While pursuing relations with Malta, Libya continued to develop its overall Mediterranean policy. In mid-1975, Libya and Turkey concluded several cooperative agreements and decided to establish a joint ministerial committee. Plans were formulated to increase the number of Turkish workers in Libya from 6,000 to 60,000 by the end of 1976. The wave of expulsions of foreign workers in the fall of 1985, was evidently politically motivated as some 130,000 people--primarily Egyptians, Tunisians, and Mauritanians--were expelled. Some 50,000 Turkish workers remained in Libya, however, alongside 15,000 workers from the Democratic Republic of Korea (South Korea) despite the obvious closeness of those two countries to the West generally and the United States in particular.

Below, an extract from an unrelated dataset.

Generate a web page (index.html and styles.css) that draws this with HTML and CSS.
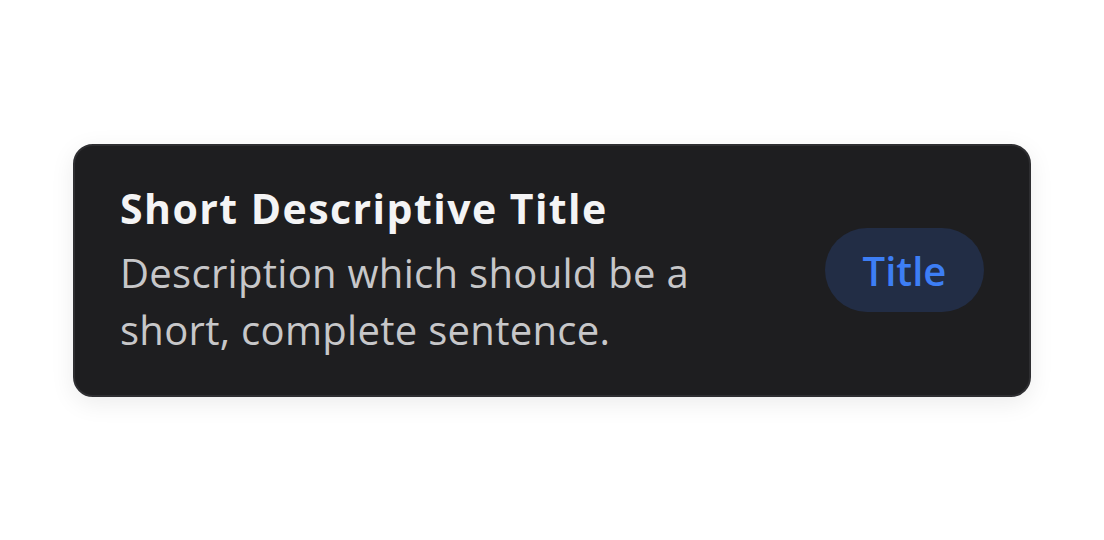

Libyan relations with Cyprus and Greece have been largely harmonious. Late in 1973, Libya established diplomatic relations with Cyprus. Archbishop Makarios, then president of Cyprus, visited Libya in June 1975, where he recognized the Palestine Liberation Organization (PLO) as the sole legitimate representative of the Palestinian Arabs. In early 1976 and again in mid-1977, Greece and Libya signed economic and technical cooperation pacts. They also agreed to establish a joint ministerial committee.